Improvements To The System

In a stack of papers called Reform.

  • Jan
  • 16
  • 2006

I didn’t take a single course that really focused on adolescent psychology during the time I was in the credential program. In fact, no such course was required then, nor is it required now if even offered.

There’s been a lot of writing lately about George Will’s ideas in regard to abolishing all ed schools. While I have a fundamental disagreement with what Will wrote and think he is poorly informed (just look at his title, “vs.” implies either/or thinking that is almost always filled with fallacious reasoning), it does make me think of how credential programs need to be improved.

Raising Cain

Yesterday, while I was slouching around the house in a sick haze, I watched PBS all day. There are some great shows and I never feel like a couch potato watching it. I happened to catch Raising Cain and that really got me thinking.

I didn’t take a single course that really focused on adolescent psychology during the time I was in the credential program.

There were courses that discussed psychology tangentially, but none that actually had that as its prime directive. Why? An understanding of adolescent psychology would help educators better craft lessons to get through to students, better tailor our language to fit our audience, better enable us to meet students where they are.

I highly recommend getting a hold of the show and watching it. I saw my students there, both male and female, and I saw several things that made me think about the way I address my classes. Anything that can get teachers thinking about those kids of things is worthwhile.

Continuing Education

Reading in the Content Area and English Teaching Methods are the two credential courses that stand out in my mind. I wish I could take those courses again, actually, as they would inform my teaching more now that I am actually in the classroom. I would get a lot more out of those courses being a full-time teacher and having a few years of experience behind me. Maybe the credential program needs to account for that and encourage or require continuing education during the first 4 years of teaching (pick a number, 4 years, 5 years, 2 years).

The current continuing education requirement can be met by staff inservice meetings and various workshops attended throughout the year. Most teachers know that neither of those options really provide for true continuing education. And most teachers know that having to enroll in a college course while teaching means that one of those two pursuits will receive the short end of the stick: the teaching will suffer or the studying will suffer. In most other careers where continuing education is required, so much time outside of regular work hours is not demanded. While taking a night class may be just as much of a hassle for someone who is not a teacher, teachers have planning and grading that require so much additional time outside the work day that night classes are more than simply an inconvenience; night classes are damn near impossible.

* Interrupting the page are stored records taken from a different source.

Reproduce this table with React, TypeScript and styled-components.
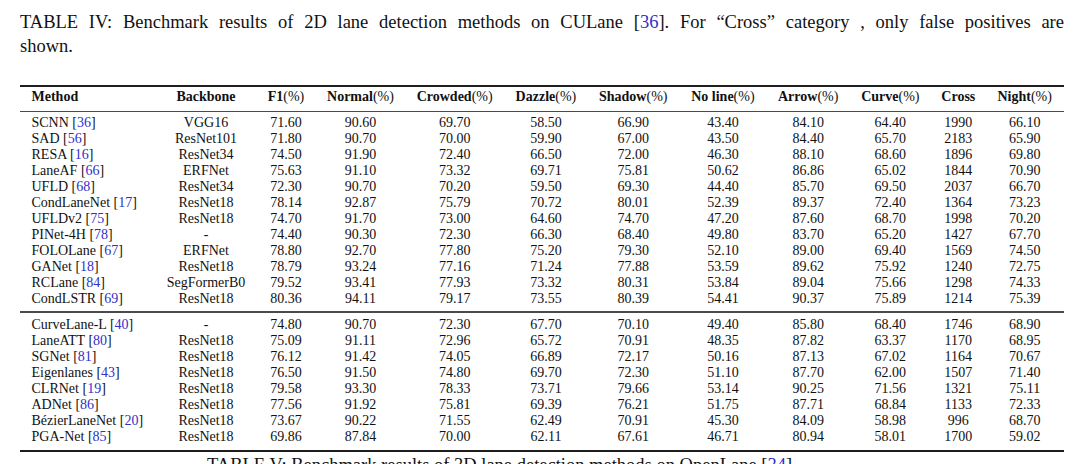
import React from "react";
import styled, { createGlobalStyle } from "styled-components";

const GlobalStyle = createGlobalStyle`
  html, body { margin: 0; padding: 0; background: #ffffff; }
  body { font-family: "Liberation Serif", "Times New Roman", serif; color: #111; }
`;

const Page = styled.div`
  width: 1080px;
  height: 464px;
  overflow: hidden;
  box-sizing: border-box;
  padding: 10px 16px 0 20px;
`;

const Caption = styled.div`
  font-size: 18.5px;
  line-height: 24px;
  color: #111;
`;

const CaptionLine = styled.div<{ $justify?: boolean; $indent?: number }>`
  white-space: nowrap;
  text-align: ${(p) => (p.$justify ? "justify" : "left")};
  text-align-last: ${(p) => (p.$justify ? "justify" : "left")};
  ${(p) => (p.$justify ? "white-space: normal;" : "")}
  padding-left: ${(p) => p.$indent ?? 0}px;
`;

const Ref = styled.span`
  color: #3030c8;
`;

const Table = styled.div`
  margin-top: 27px;
  width: 1044px;
  font-size: 14px;
  line-height: 16px;
`;

const Rule = styled.div<{ $thick?: boolean }>`
  height: ${(p) => (p.$thick ? 2 : 1.3)}px;
  background: ${(p) => (p.$thick ? "#1e1e1e" : "#4a4a4a")};
`;

const cols =
  "136.4px 99.2px 60.8px 88.2px 100.2px 82.4px 92.2px 87.2px 83.4px 80.8px 55.2px 77.6px";

const Row = styled.div<{ $header?: boolean }>`
  display: grid;
  grid-template-columns: ${cols};
  height: 16px;
  ${(p) => (p.$header ? "padding: 2px 0 6px 0;" : "")}
`;

const Cell = styled.div<{ $left?: boolean; $bold?: boolean }>`
  text-align: ${(p) => (p.$left ? "left" : "center")};
  padding-left: ${(p) => (p.$left ? "11.5px" : "0")};
  font-weight: ${(p) => (p.$bold ? 700 : 400)};
  white-space: nowrap;
`;

const Unit = styled.span`
  font-weight: 400;
`;

const Group = styled.div<{ $top: number; $bottom: number }>`
  padding-top: ${(p) => p.$top}px;
  padding-bottom: ${(p) => p.$bottom}px;
`;

const NextCaption = styled.div`
  margin-top: 1px;
  font-size: 18.5px;
  line-height: 24px;
  padding-left: 187px;
  white-space: nowrap;
`;

type RowData = [string, string, string, ...string[]];

const group1: RowData[] = [
  ["SCNN", "36", "VGG16", "71.60", "90.60", "69.70", "58.50", "66.90", "43.40", "84.10", "64.40", "1990", "66.10"],
  ["SAD", "56", "ResNet101", "71.80", "90.70", "70.00", "59.90", "67.00", "43.50", "84.40", "65.70", "2183", "65.90"],
  ["RESA", "16", "ResNet34", "74.50", "91.90", "72.40", "66.50", "72.00", "46.30", "88.10", "68.60", "1896", "69.80"],
  ["LaneAF", "66", "ERFNet", "75.63", "91.10", "73.32", "69.71", "75.81", "50.62", "86.86", "65.02", "1844", "70.90"],
  ["UFLD", "68", "ResNet34", "72.30", "90.70", "70.20", "59.50", "69.30", "44.40", "85.70", "69.50", "2037", "66.70"],
  ["CondLaneNet", "17", "ResNet18", "78.14", "92.87", "75.79", "70.72", "80.01", "52.39", "89.37", "72.40", "1364", "73.23"],
  ["UFLDv2", "75", "ResNet18", "74.70", "91.70", "73.00", "64.60", "74.70", "47.20", "87.60", "68.70", "1998", "70.20"],
  ["PINet-4H", "78", "-", "74.40", "90.30", "72.30", "66.30", "68.40", "49.80", "83.70", "65.20", "1427", "67.70"],
  ["FOLOLane", "67", "ERFNet", "78.80", "92.70", "77.80", "75.20", "79.30", "52.10", "89.00", "69.40", "1569", "74.50"],
  ["GANet", "18", "ResNet18", "78.79", "93.24", "77.16", "71.24", "77.88", "53.59", "89.62", "75.92", "1240", "72.75"],
  ["RCLane", "84", "SegFormerB0", "79.52", "93.41", "77.93", "73.32", "80.31", "53.84", "89.04", "75.66", "1298", "74.33"],
  ["CondLSTR", "69", "ResNet18", "80.36", "94.11", "79.17", "73.55", "80.39", "54.41", "90.37", "75.89", "1214", "75.39"],
];

const group2: RowData[] = [
  ["CurveLane-L", "40", "-", "74.80", "90.70", "72.30", "67.70", "70.10", "49.40", "85.80", "68.40", "1746", "68.90"],
  ["LaneATT", "80", "ResNet18", "75.09", "91.11", "72.96", "65.72", "70.91", "48.35", "87.82", "63.37", "1170", "68.95"],
  ["SGNet", "81", "ResNet18", "76.12", "91.42", "74.05", "66.89", "72.17", "50.16", "87.13", "67.02", "1164", "70.67"],
  ["Eigenlanes", "43", "ResNet18", "76.50", "91.50", "74.80", "69.70", "72.30", "51.10", "87.70", "62.00", "1507", "71.40"],
  ["CLRNet", "19", "ResNet18", "79.58", "93.30", "78.33", "73.71", "79.66", "53.14", "90.25", "71.56", "1321", "75.11"],
  ["ADNet", "86", "ResNet18", "77.56", "91.92", "75.81", "69.39", "76.21", "51.75", "87.71", "68.84", "1133", "72.33"],
  ["BézierLaneNet", "20", "ResNet18", "73.67", "90.22", "71.55", "62.49", "70.91", "45.30", "84.09", "58.98", "996", "68.70"],
  ["PGA-Net", "85", "ResNet18", "69.86", "87.84", "70.00", "62.11", "67.61", "46.71", "80.94", "58.01", "1700", "59.02"],
];

const headers: [string, boolean][] = [
  ["Backbone", false],
  ["F1", true],
  ["Normal", true],
  ["Crowded", true],
  ["Dazzle", true],
  ["Shadow", true],
  ["No line", true],
  ["Arrow", true],
  ["Curve", true],
  ["Cross", false],
  ["Night", true],
];

const DataRow: React.FC<{ d: RowData }> = ({ d }) => {
  const [name, ref, ...rest] = d;
  return (
    <Row>
      <Cell $left>
        {name} [<Ref>{ref}</Ref>]
      </Cell>
      {rest.map((v, i) => (
        <Cell key={i}>{v}</Cell>
      ))}
    </Row>
  );
};

export default function App() {
  return (
    <>
      <GlobalStyle />
      <Page>
        <Caption>
          <CaptionLine $justify>
            TABLE IV: Benchmark results of 2D lane detection methods on CULane [<Ref>36</Ref>]. For “Cross” category , only false positives are
          </CaptionLine>
          <CaptionLine>shown.</CaptionLine>
        </Caption>
        <Table>
          <Rule $thick />
          <Row $header>
            <Cell $left $bold>Method</Cell>
            {headers.map(([h, pct]) => (
              <Cell key={h} $bold>
                {h}
                {pct && <Unit>(%)</Unit>}
              </Cell>
            ))}
          </Row>
          <Rule />
          <Group $top={3} $bottom={4}>
            {group1.map((d) => (
              <DataRow key={d[0]} d={d} />
            ))}
          </Group>
          <Rule />
          <Group $top={4} $bottom={5}>
            {group2.map((d) => (
              <DataRow key={d[0]} d={d} />
            ))}
          </Group>
          <Rule $thick />
        </Table>
        <NextCaption>
          TABLE V: Benchmark results of 3D lane detection methods on OpenLane [<Ref>34</Ref>].
        </NextCaption>
      </Page>
    </>
  );
}
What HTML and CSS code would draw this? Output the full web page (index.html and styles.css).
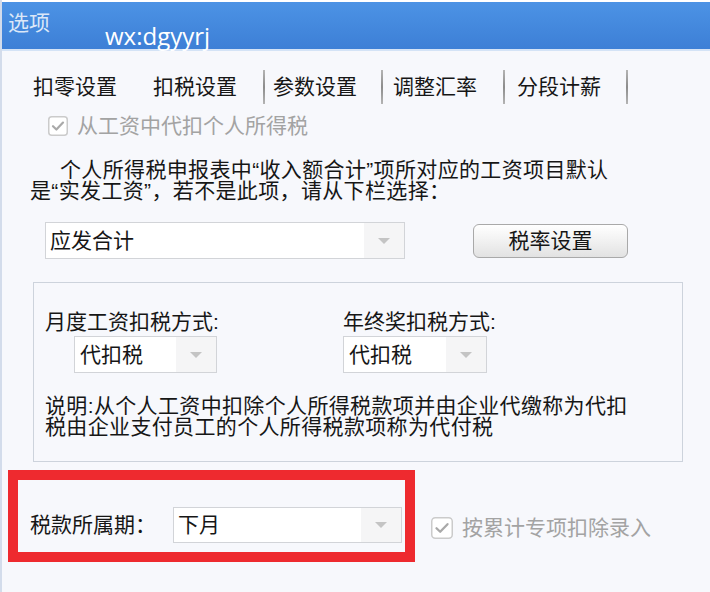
FILE: index.html
```html
<!DOCTYPE html>
<html lang="zh-CN">
<head>
<meta charset="utf-8">
<title>选项</title>
<link rel="stylesheet" href="styles.css">
</head>
<body>
<div class="win">
  <div class="titlebar">
    <span class="title">选项</span>
    <span class="wm">wx:dgyyrj</span>
  </div>
  <div class="tabs">
    <span class="tab t1">扣零设置</span>
    <span class="tab t2">扣税设置</span>
    <i class="sep s1"></i>
    <span class="tab t3">参数设置</span>
    <i class="sep s2"></i>
    <span class="tab t4">调整汇率</span>
    <i class="sep s3"></i>
    <span class="tab t5">分段计薪</span>
    <i class="sep s4"></i>
  </div>
  <div class="panel">
    <label class="chk chk-top disabled">
      <svg class="box" width="20" height="20" viewBox="0 0 20 20"><rect x="0.75" y="0.75" width="18.5" height="18.5" rx="3" fill="#fff" stroke="#cbcbcb" stroke-width="1.5"/><path d="M5 10.2 L8.4 13.5 L15 6.6" fill="none" stroke="#a9a9a9" stroke-width="2.2" stroke-linecap="round" stroke-linejoin="round"/></svg>
      <span>从工资中代扣个人所得税</span>
    </label>
    <p class="note">个人所得税申报表中“收入额合计”项所对应的工资项目默认<br>是“实发工资”，若不是此项，请从下栏选择：</p>
    <div class="row1">
      <div class="combo combo-wide"><span class="val">应发合计</span><span class="drop"><i class="arrow"></i></span></div>
      <button class="btn">税率设置</button>
    </div>
    <div class="group">
      <div class="cols">
        <div class="col col1">
          <div class="lbl">月度工资扣税方式:</div>
          <div class="combo combo-small c1"><span class="val">代扣税</span><span class="drop"><i class="arrow"></i></span></div>
        </div>
        <div class="col col2">
          <div class="lbl">年终奖扣税方式:</div>
          <div class="combo combo-small c2"><span class="val">代扣税</span><span class="drop"><i class="arrow"></i></span></div>
        </div>
      </div>
      <p class="explain">说明:从个人工资中扣除个人所得税款项并由企业代缴称为代扣<br>税由企业支付员工的个人所得税款项称为代付税</p>
    </div>
    <div class="row2">
      <div class="redbox">
        <span class="lbl2">税款所属期：</span>
        <div class="combo combo-period"><span class="val">下月</span><span class="drop"><i class="arrow"></i></span></div>
      </div>
      <label class="chk chk-bottom disabled">
        <svg class="box" width="22" height="22" viewBox="0 0 22 22"><rect x="0.75" y="0.75" width="20.5" height="20.5" rx="3.5" fill="#fff" stroke="#cbcbcb" stroke-width="1.5"/><path d="M5.5 11.2 L9.2 14.8 L16.5 7.2" fill="none" stroke="#a9a9a9" stroke-width="2.3" stroke-linecap="round" stroke-linejoin="round"/></svg>
        <span>按累计专项扣除录入</span>
      </label>
    </div>
  </div>
</div>
</body>
</html>
```

FILE: styles.css
```css
* { box-sizing: border-box; }
html, body { margin: 0; padding: 0; }
body {
  width: 710px;
  height: 592px;
  overflow: hidden;
  background: #f7f8fc;
  font-family: "Liberation Sans", "Noto Sans CJK SC", sans-serif;
  font-size: 21px;
  color: #161616;
}
.win {
  width: 710px;
  height: 592px;
  border-left: 2px solid #d3dceb;
  background: #f7f8fc;
}
.titlebar {
  height: 51px;
  border-top: 2px solid #ffffff;
  border-bottom: 2px solid #d4e3f6;
  background: linear-gradient(#4c93e5, #3d7fd6);
  display: flex;
  align-items: flex-start;
  padding-left: 6px;
}
.title {
  margin-top: 9px;
  font-size: 21px;
  line-height: 24px;
  color: #dbe7f8;
}
.wm {
  margin-top: 20px;
  margin-left: 55px;
  font-family: "Open Sans", "Liberation Sans", sans-serif;
  font-size: 24px;
  line-height: 28px;
  color: #ffffff;
}
.tabs {
  display: flex;
  align-items: center;
  height: 34px;
  margin-top: 19px;
  padding-left: 31px;
}
.tab {
  font-size: 21px;
  line-height: 24px;
  white-space: nowrap;
}
.t1 { margin-right: 36px; }
.t2 { margin-right: 26px; }
.t3 { margin-left: 8px; margin-right: 24px; }
.t4 { margin-left: 10px; margin-right: 26px; }
.t5 { margin-left: 12px; margin-right: 25px; }
.sep {
  display: block;
  width: 2px;
  height: 34px;
  background: linear-gradient(#b4b4b4, #8c8c8c 50%, #b4b4b4);
}
.panel { position: relative; }
.chk {
  display: flex;
  align-items: center;
  height: 24px;
  line-height: 24px;
}
.chk .box { flex: none; }
.disabled { color: #a3a3a3; }
.chk-top {
  margin-top: 10px;
  margin-left: 46px;
}
.chk-top span { margin-left: 9px; }
.note {
  margin: 21px 0 0 28px;
  line-height: 21px;
  text-indent: 30px;
  letter-spacing: 0.35px;
}
.row1 {
  display: flex;
  align-items: center;
  margin-top: 21px;
  margin-left: 43px;
}
.combo {
  display: flex;
  align-items: center;
  background: #ffffff;
  border: 1px solid #d2d4d8;
}
.combo .val {
  flex: 1;
  padding-left: 4px;
  line-height: 24px;
  white-space: nowrap;
}
.combo .drop {
  align-self: stretch;
  width: 40px;
  background: #f5f5f6;
  display: flex;
  align-items: center;
  justify-content: center;
}
.arrow {
  display: block;
  width: 0;
  height: 0;
  border-left: 6px solid transparent;
  border-right: 6px solid transparent;
  border-top: 6px solid #c4c4c4;
}
.combo-wide { width: 360px; height: 37px; }
.btn {
  margin-left: 68px;
  width: 155px;
  height: 34px;
  padding: 0;
  border: 1px solid #a9a9a9;
  border-radius: 6px;
  background: linear-gradient(#ffffff, #f1f1f1 50%, #e2e2e2);
  font-family: inherit;
  font-size: 21px;
  line-height: 24px;
  color: #161616;
}
.group {
  margin: 23px 0 0 31px;
  width: 650px;
  height: 180px;
  border: 1px solid #cdd3dc;
  padding: 27px 0 0 11px;
}
.cols { display: flex; }
.col1 { width: 298px; }
.lbl { line-height: 24px; white-space: nowrap; }
.combo-small { height: 37px; margin-top: 2px; }
.c1 { width: 143px; margin-left: 29px; }
.c2 { width: 144px; }
.combo-small .val { padding-left: 5px; }
.explain {
  margin: 22px 0 0 0;
  line-height: 21px;
  letter-spacing: 0.35px;
}
.row2 {
  display: flex;
  align-items: flex-start;
  margin-top: 8px;
  margin-left: 6px;
}
.redbox {
  width: 407px;
  height: 92px;
  border: 10px solid #ee2a2f;
  display: flex;
  align-items: flex-start;
  padding: 27px 3px 0 12px;
}
.lbl2 {
  line-height: 24px;
  margin-top: 6px;
  white-space: nowrap;
}
.combo-period {
  width: 229px;
  height: 36px;
  margin-left: auto;
}
.combo-period .val { padding-left: 4px; }
.chk-bottom {
  margin-top: 46px;
  margin-left: 16px;
}
.chk-bottom span { margin-left: 9px; }
```
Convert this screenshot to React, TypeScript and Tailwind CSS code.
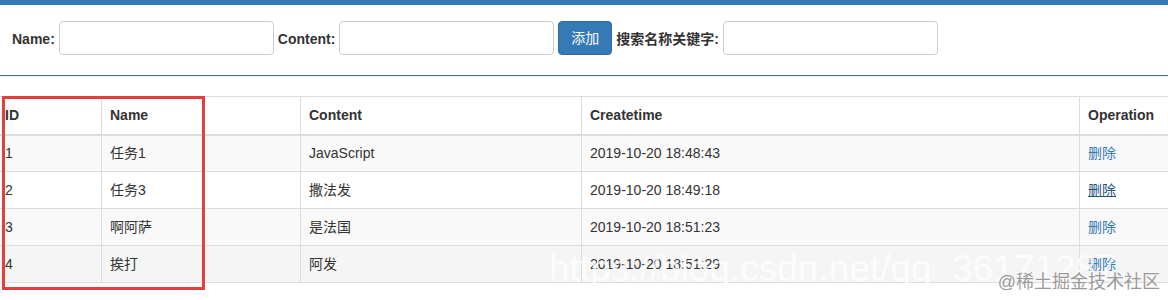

Somehow, it needs to an attractive option, even a possibility, for teachers to learn the latest and greatest techniques, to stay on top of the current body of research. However many years ago it was that they went through it, what they learned in their credential courses is now out of date.


Yes, things certainly need to change in credential programs. I think that a focus on psychology is a must. My mother used to be a kindergarten teacher and she has an extensive background in child psychology as a result of the courses she took to prepare for that job. High school teachers should be no different and neither should elementary or junior high school teachers. Add to that a way to make continuing education an easy, cohesive, and necessary part of the job and I think we’d go a long way toward improving education schools.


1. aruumac says:

[1/27/2006 - 7:39 am]

I’m working on an MA in Education. I’m taking and Adolescent Psych course. My professor feels that studying education ethics and law would be time better spent so she is devoting some of our time to that.

Her reasoning is that psychologists are employed by the school district to handle problems based in psychology. Teachers don’t need to know a whole course of psych like theories of congnitive development, maturation/puberty, role of families, teen crisis, etc. One course wouldn’t equip us to handle those things. We should focus on teaching.

2. Todd says:

[1/27/2006 - 7:55 am]

So your prof is spending time on ethics and law; does that mean that because of one course you will all be lawyer-teachers? No, but you’ll be better off than you were before. Why should psychology be any different? And plenty of schools only have a psychologist on site part time. Having one psychologist for a district in no way means that everything is taken care of.

Your prof’s reasoning implies that psychology and a focus on teaching are mutually exclusive. “We should focus on teaching.” Right and a course on psychology would only help us do that.